— Your goal —
Scan the material below for lines with the word "table" and report how many there are, with nothing added.

— Exercise data —
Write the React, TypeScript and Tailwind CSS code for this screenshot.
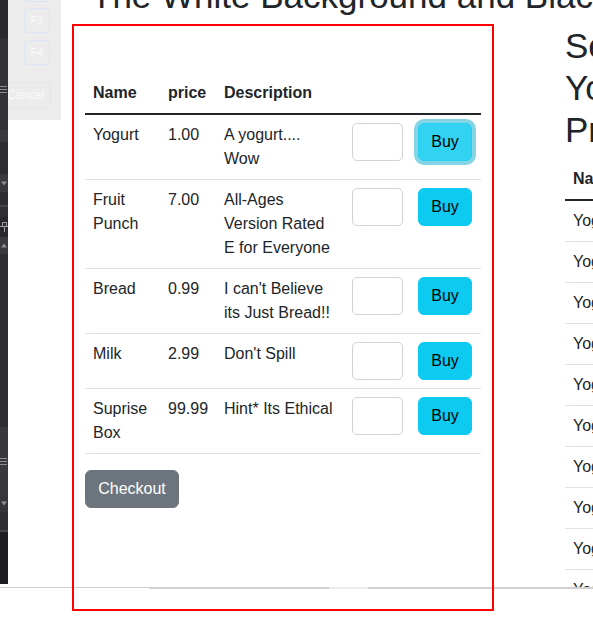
import React from "react";

const items = [
  { name: "Yogurt", price: "1.00", desc: "A yogurt.... Wow" },
  { name: "Fruit Punch", price: "7.00", desc: "All-Ages Version Rated E for Everyone" },
  { name: "Bread", price: "0.99", desc: "I can't Believe its Just Bread!!" },
  { name: "Milk", price: "2.99", desc: "Don't Spill" },
  { name: "Suprise Box", price: "99.99", desc: "Hint* Its Ethical" },
];

function TriDown() {
  return (
    <svg width="8" height="5" viewBox="0 0 8 5">
      <path d="M1 0.5 L7 0.5 L4 4.5 Z" fill="#8e8e92" />
    </svg>
  );
}
function TriUp() {
  return (
    <svg width="8" height="5" viewBox="0 0 8 5">
      <path d="M1 4.5 L7 4.5 L4 0.5 Z" fill="#8e8e92" />
    </svg>
  );
}
function Lines() {
  return (
    <svg width="8" height="7" viewBox="0 0 8 7">
      <path d="M0 0.5 H7 M0 3.5 H7 M0 6.5 H7" stroke="#8e8e92" strokeWidth="1" />
    </svg>
  );
}
function Pin() {
  return (
    <svg width="8" height="10" viewBox="0 0 8 10">
      <path d="M2.5 0.5 H6.5 V4.5 H2.5 Z M0 4.5 H8 M4.5 4.5 V10" stroke="#a0a0a4" strokeWidth="1" fill="none" />
    </svg>
  );
}

function Strip() {
  return (
    <div className="flex h-[584px] w-[8px] shrink-0 flex-col overflow-hidden">
      <div className="h-[38px] bg-[#2a2a2c]" />
      <div className="flex h-[92px] flex-col bg-[#333336] pt-[48px]">
        <Lines />
      </div>
      <div className="h-[12px] bg-[#3a3a3d]" />
      <div className="h-[32px] bg-[#2d2d30]" />
      <div className="flex h-[18px] items-center bg-[#3a3a3d]">
        <TriDown />
      </div>
      <div className="h-[13px] bg-[#2d2d30]" />
      <div className="h-[2px] bg-[#46464a]" />
      <div className="h-[10px] bg-[#303033]" />
      <div className="flex h-[20px] items-center bg-[#28282b]">
        <Pin />
      </div>
      <div className="flex h-[17px] items-center bg-[#3a3a3d]">
        <TriUp />
      </div>
      <div className="h-[173px] bg-[#2d2d30]" />
      <div className="flex h-[68px] items-center bg-[#39393c]">
        <Lines />
      </div>
      <div className="flex h-[17px] items-center bg-[#36363a]">
        <TriDown />
      </div>
      <div className="h-[18px] bg-[#2d2d30]" />
      <div className="h-[2px] bg-[#46464a]" />
      <div className="flex-1 bg-[#1e1e20]" />
    </div>
  );
}

function Panel() {
  return (
    <div className="absolute left-0 top-0 h-[120px] w-[53px] overflow-visible bg-[#ececec] text-[11px] text-[#fafafa]">
      <div className="absolute left-[16px] top-[-23px] h-[25px] w-[26px] rounded-[4px] border border-[#d8e5f4]" />
      <div className="absolute left-[16px] top-[8px] flex h-[25px] w-[26px] items-center justify-center rounded-[4px] border border-[#dbe7f5]">
        F3
      </div>
      <div className="absolute left-[16px] top-[40px] flex h-[25px] w-[26px] items-center justify-center rounded-[4px] border border-[#dbe7f5]">
        F4
      </div>
      <div className="absolute left-[-8px] top-[82px] flex h-[26px] w-[51px] items-center justify-center rounded-[4px] border border-[#e6e6e6] text-[12px]">
        Cancel
      </div>
    </div>
  );
}

export default function App() {
  return (
    <div className="relative h-[636px] w-[593px] overflow-hidden bg-white font-['Liberation_Sans',Arial,sans-serif] text-[#212529]">
      <div className="flex h-[587px] bg-white">
        <Strip />
        <div className="relative flex-1 overflow-hidden">
          <h1 className="ml-[83px] mt-[-25px] whitespace-nowrap text-[35px] font-normal leading-[42px]">
            The White Background and Black Text
          </h1>
          <div className="mt-[7px] flex items-start">
            <div className="ml-[77px] w-[396px] shrink-0 pt-[49px]">
              <table className="mb-4 w-[396px] table-fixed border-collapse text-[16px] leading-6">
                <colgroup>
                  <col className="w-[75px]" />
                  <col className="w-[56px]" />
                  <col className="w-[128px]" />
                  <col className="w-[66px]" />
                  <col className="w-[71px]" />
                </colgroup>
                <thead>
                  <tr>
                    <th className="border-b-2 border-[#212529] p-2 text-left font-bold">Name</th>
                    <th className="border-b-2 border-[#212529] p-2 text-left font-bold">price</th>
                    <th className="border-b-2 border-[#212529] p-2 text-left font-bold whitespace-nowrap">Description</th>
                    <th className="border-b-2 border-[#212529] p-2" />
                    <th className="border-b-2 border-[#212529] p-2" />
                  </tr>
                </thead>
                <tbody>
                  {items.map((it, i) => (
                    <tr key={it.name}>
                      <td className="border-b border-[#dee2e6] p-2 align-top">{it.name}</td>
                      <td className="border-b border-[#dee2e6] p-2 align-top whitespace-nowrap">{it.price}</td>
                      <td className="border-b border-[#dee2e6] p-2 align-top">{it.desc}</td>
                      <td className="border-b border-[#dee2e6] p-2 align-top">
                        <input
                          type="text"
                          className="block h-[38px] w-[51px] rounded-[5px] border border-[#ced4da] bg-white outline-none"
                        />
                      </td>
                      <td className="border-b border-[#dee2e6] p-2 align-top">
                        <button
                          className={
                            i === 0
                              ? "block h-[38px] w-[54px] rounded-[6px] border border-[#25cff2] bg-[#31d2f2] text-center text-[16px] leading-6 text-black shadow-[0_0_0_4px_rgba(11,172,204,0.5)]"
                              : "block h-[38px] w-[54px] rounded-[6px] border border-[#0dcaf0] bg-[#0dcaf0] text-center text-[16px] leading-6 text-black"
                          }
                        >
                          Buy
                        </button>
                      </td>
                    </tr>
                  ))}
                </tbody>
              </table>
              <button className="h-[38px] w-[94px] rounded-[6px] border border-[#6c757d] bg-[#6c757d] text-[16px] leading-6 text-white">
                Checkout
              </button>
            </div>
            <div className="ml-[84px] w-[160px] shrink-0 pt-[1px]">
              <h2 className="mb-[8px] text-[35px] font-normal leading-[42px]">Select Your Products</h2>
              <table className="w-[300px] border-collapse text-[16px] leading-6">
                <thead>
                  <tr>
                    <th className="border-b-2 border-[#212529] p-2 text-left font-bold">Name</th>
                    <th className="border-b-2 border-[#212529] p-2 text-left font-bold">price</th>
                    <th className="border-b-2 border-[#212529] p-2 text-left font-bold">Quantity</th>
                  </tr>
                </thead>
                <tbody>
                  {Array.from({ length: 10 }).map((_, i) => (
                    <tr key={i}>
                      <td className="border-b border-[#dee2e6] p-2">Yogurt</td>
                      <td className="border-b border-[#dee2e6] p-2">1.00</td>
                      <td className="border-b border-[#dee2e6] p-2">1</td>
                    </tr>
                  ))}
                </tbody>
              </table>
            </div>
          </div>
          <Panel />
        </div>
      </div>
      <div className="flex h-[2px] items-start">
        <div className="h-px w-[149px] bg-[#cfcfcf]" />
        <div className="h-[2px] w-[180px] bg-[#d0d0d0]" />
        <div className="h-[2px] w-[39px] bg-[#ececec]" />
        <div className="h-[2px] flex-1 bg-[#d0d0d0]" />
      </div>
      <div className="pointer-events-none absolute left-[72px] top-[24px] h-[587px] w-[422px] border-2 border-[#ff0000]" />
    </div>
  );
}
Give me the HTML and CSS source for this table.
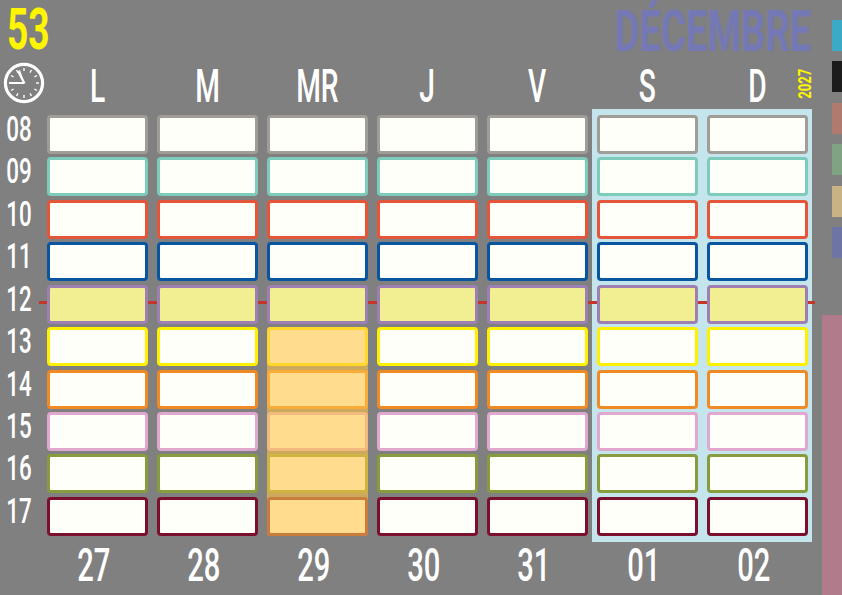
FILE: index.html
```html
<!DOCTYPE html>
<html lang="fr">
<head>
<meta charset="utf-8">
<title>Semaine 53 — Décembre 2027</title>
<link rel="stylesheet" href="styles.css">
</head>
<body>
<div class="page">
  <div class="main">
    <div class="top">
      <span class="week">53</span>
      <span class="month">DÉCEMBRE</span>
    </div>
    <div class="board">
      <div class="layer back">
        <div class="weekend"></div>
        <div class="noon-line"></div>
      </div>
      <div class="layer content">
        <div class="clock">
          <svg viewBox="0 0 42 42" width="42" height="42">
            <circle cx="21" cy="21" r="18.6" fill="none" stroke="#fff" stroke-width="3.2"/>
            <g stroke="#fff" stroke-width="1.4" stroke-linecap="butt">
              <line x1="21" y1="6" x2="21" y2="9"/>
              <line x1="28.5" y1="8" x2="27" y2="10.6"/>
              <line x1="34" y1="13.5" x2="31.4" y2="15"/>
              <line x1="36" y1="21" x2="33" y2="21"/>
              <line x1="34" y1="28.5" x2="31.4" y2="27"/>
              <line x1="28.5" y1="34" x2="27" y2="31.4"/>
              <line x1="21" y1="36" x2="21" y2="33"/>
              <line x1="13.5" y1="34" x2="15" y2="31.4"/>
              <line x1="8" y1="28.5" x2="10.6" y2="27"/>
              <line x1="8" y1="13.5" x2="10.6" y2="15"/>
              <line x1="13.5" y1="8" x2="15" y2="10.6"/>
            </g>
            <line x1="21" y1="21" x2="6" y2="21" stroke="#fff" stroke-width="2"/>
            <line x1="21.5" y1="21.5" x2="15" y2="9" stroke="#fff" stroke-width="2.2"/>
            <line x1="21" y1="21" x2="16.5" y2="8" stroke="#fff" stroke-width="1"/>
          </svg>
        </div>
        <div class="day"><span>L</span></div>
        <div class="day"><span>M</span></div>
        <div class="day"><span>MR</span></div>
        <div class="day"><span>J</span></div>
        <div class="day"><span>V</span></div>
        <div class="day"><span>S</span></div>
        <div class="day day-last"><span>D</span><span class="year">2027</span></div>

        <div class="hour"><span>08</span></div>
        <div class="cell c08"></div><div class="cell c08"></div><div class="cell c08"></div><div class="cell c08"></div><div class="cell c08"></div><div class="cell c08"></div><div class="cell c08"></div>

        <div class="hour"><span>09</span></div>
        <div class="cell c09"></div><div class="cell c09"></div><div class="cell c09"></div><div class="cell c09"></div><div class="cell c09"></div><div class="cell c09"></div><div class="cell c09"></div>

        <div class="hour"><span>10</span></div>
        <div class="cell c10"></div><div class="cell c10"></div><div class="cell c10"></div><div class="cell c10"></div><div class="cell c10"></div><div class="cell c10"></div><div class="cell c10"></div>

        <div class="hour"><span>11</span></div>
        <div class="cell c11"></div><div class="cell c11"></div><div class="cell c11"></div><div class="cell c11"></div><div class="cell c11"></div><div class="cell c11"></div><div class="cell c11"></div>

        <div class="hour"><span>12</span></div>
        <div class="cell c12"></div><div class="cell c12"></div><div class="cell c12"></div><div class="cell c12"></div><div class="cell c12"></div><div class="cell c12"></div><div class="cell c12"></div>

        <div class="hour"><span>13</span></div>
        <div class="cell c13"></div><div class="cell c13"></div><div class="cell c13"></div><div class="cell c13"></div><div class="cell c13"></div><div class="cell c13"></div><div class="cell c13"></div>

        <div class="hour"><span>14</span></div>
        <div class="cell c14"></div><div class="cell c14"></div><div class="cell c14"></div><div class="cell c14"></div><div class="cell c14"></div><div class="cell c14"></div><div class="cell c14"></div>

        <div class="hour"><span>15</span></div>
        <div class="cell c15"></div><div class="cell c15"></div><div class="cell c15"></div><div class="cell c15"></div><div class="cell c15"></div><div class="cell c15"></div><div class="cell c15"></div>

        <div class="hour"><span>16</span></div>
        <div class="cell c16"></div><div class="cell c16"></div><div class="cell c16"></div><div class="cell c16"></div><div class="cell c16"></div><div class="cell c16"></div><div class="cell c16"></div>

        <div class="hour"><span>17</span></div>
        <div class="cell c17"></div><div class="cell c17"></div><div class="cell c17"></div><div class="cell c17"></div><div class="cell c17"></div><div class="cell c17"></div><div class="cell c17"></div>

        <div class="date-spacer"></div>
        <div class="date"><span>27</span></div>
        <div class="date"><span>28</span></div>
        <div class="date"><span>29</span></div>
        <div class="date"><span>30</span></div>
        <div class="date"><span>31</span></div>
        <div class="date"><span>01</span></div>
        <div class="date"><span>02</span></div>
      </div>
      <div class="layer front">
        <div class="busy"></div>
      </div>
    </div>
  </div>
  <div class="side">
    <div class="tab t-cyan"></div>
    <div class="tab t-black"></div>
    <div class="tab t-brown"></div>
    <div class="tab t-green"></div>
    <div class="tab t-tan"></div>
    <div class="tab t-slate"></div>
    <div class="pink-bar"></div>
  </div>
</div>
</body>
</html>
```
FILE: styles.css
```css
html, body {
  margin: 0;
  padding: 0;
}
body {
  background: #808080;
  font-family: Roboto, "Liberation Sans", Arial, sans-serif;
  font-weight: 700;
  color: #fff;
  width: 842px;
  height: 595px;
  overflow: hidden;
}
.page {
  display: flex;
  width: 842px;
  height: 595px;
}
.main {
  width: 822px;
  flex: none;
}
.top {
  display: flex;
  justify-content: space-between;
  align-items: flex-start;
  height: 58.5px;
  padding: 0 11px 0 7px;
}
.week {
  display: inline-block;
  font-size: 58px;
  line-height: 58px;
  color: #fff500;
  transform: scaleX(0.64);
  transform-origin: left center;
}
.month {
  display: inline-block;
  font-size: 57px;
  line-height: 58px;
  margin-top: 3px;
  font-weight: 700;
  color: #7479b5;
  transform: scaleX(0.67);
  transform-origin: right center;
}

.board {
  display: grid;
}
.layer {
  grid-area: 1 / 1;
  display: grid;
  grid-template-columns: 38px repeat(7, 101px);
  grid-template-rows: 53px repeat(10, 39px) 52px;
  column-gap: 9px;
  row-gap: 3.44px;
}
.front {
  pointer-events: none;
}

.weekend {
  grid-column: 7 / 9;
  grid-row: 2 / 12;
  margin: -6px -4px -6px -5px;
  background: #c4e5eb;
}
.noon-line {
  grid-column: 2 / 9;
  grid-row: 6;
  align-self: start;
  margin: 16px -7px 0 -8px;
  height: 3px;
  background: #c4352a;
}

.clock {
  justify-self: start;
  align-self: start;
  margin: 3px 0 0 3px;
  width: 42px;
  height: 42px;
}
.clock svg {
  display: block;
}
.day {
  position: relative;
  display: flex;
  justify-content: center;
  align-items: flex-start;
}
.day span:first-child {
  display: inline-block;
  font-size: 47px;
  line-height: 53px;
  font-weight: 500;
  transform: scaleX(0.6);
}
.year {
  position: absolute;
  right: -4px;
  top: 3px;
  writing-mode: vertical-rl;
  transform: rotate(180deg) scaleY(0.69);
  font-size: 19px;
  line-height: 15px;
  color: #fff500;
}

.hour {
  display: flex;
  justify-content: center;
  align-items: flex-start;
}
.hour span {
  display: inline-block;
  font-size: 35px;
  line-height: 30px;
  font-weight: 500;
  transform: scaleX(0.64);
}

.cell {
  box-sizing: border-box;
  border: 3px solid #a09d99;
  border-radius: 4px;
  background: #fffffa;
}
.c08 { border-color: #a09d99; }
.c09 { border-color: #7dcbbb; }
.c10 { border-color: #e4553a; }
.c11 { border-color: #0a55a0; }
.c12 { border-color: #9e7fb3; background: #f2ee92; }
.c13 { border-color: #fff000; }
.c14 { border-color: #f08a25; }
.c15 { border-color: #e0a7cf; }
.c16 { border-color: #879c3d; }
.c17 { border-color: #7b0f2e; }

.date {
  display: flex;
  justify-content: center;
  align-items: flex-start;
  padding-right: 7px;
}
.date span {
  display: inline-block;
  font-size: 47px;
  line-height: 52px;
  font-weight: 500;
  transform: scaleX(0.62);
}

.busy {
  grid-column: 4;
  grid-row: 7 / 12;
  background: rgba(255, 196, 70, 0.6);
  border-radius: 3px;
}

.side {
  width: 20px;
  flex: none;
  display: flex;
  flex-direction: column;
  padding-top: 20px;
  box-sizing: border-box;
}
.tab {
  align-self: flex-end;
  width: 10px;
  height: 31px;
  margin-bottom: 10.4px;
}
.t-cyan { background: #3aaac7; }
.t-black { background: #1c1c1c; }
.t-brown { background: #b07a6e; }
.t-green { background: #7fa383; }
.t-tan { background: #c9b385; }
.t-slate { background: #6e74a3; }
.pink-bar {
  margin-top: auto;
  height: 280px;
  background: #b27b8b;
}
```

— The solution —
5